Dependency Sisyphus Task
The Sisyphean Task of Keeping Dependencies Updated
Updating dependencies is like painting the Golden Gate Bridge - by the time you finish, it’s time to start over. At Zenoss, we had a dependency that hadn’t been updated in three years because every time we tried, it broke seventeen other things in subtle ways. It was like a Jenga tower where one piece was load-bearing for reasons nobody understood.
The best part is when you update a dependency to fix a security vulnerability, and it introduces three new security vulnerabilities. It’s like fixing a leaky roof by poking new holes so the water has more exit options. Or when a minor version update completely changes the API because the maintainer decided semantic versioning is more of a suggestion than a rule. Version 2.3.1 to 2.3.2 shouldn’t require rewriting half your codebase, but here we are.

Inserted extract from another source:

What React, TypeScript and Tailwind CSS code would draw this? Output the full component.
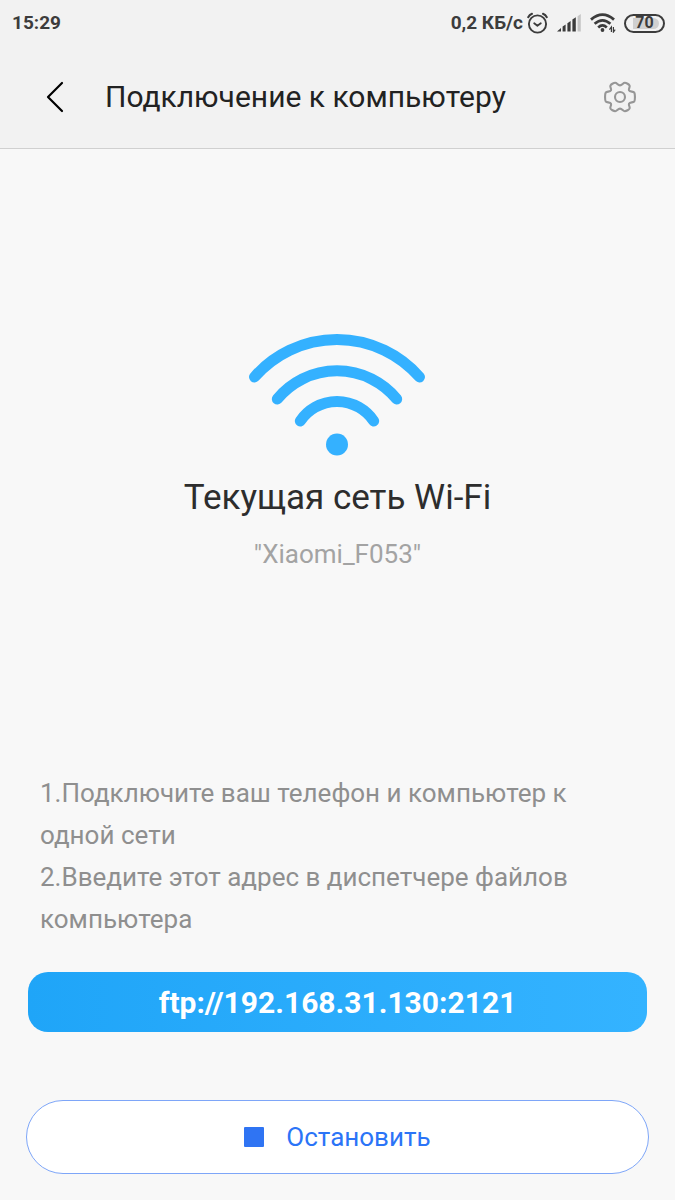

My favorite was when we updated a logging library and it started logging our logs, creating an infinite recursion that filled our disk in twelve seconds. The log files just said “Logging: Logging: Logging: Logging:” repeated until the heat death of the universe or disk space ran out, whichever came first. We rolled back so fast we probably traveled backward in time. Now I update dependencies like I’m defusing a bomb - very carefully and with a rollback plan for when it inevitably explodes.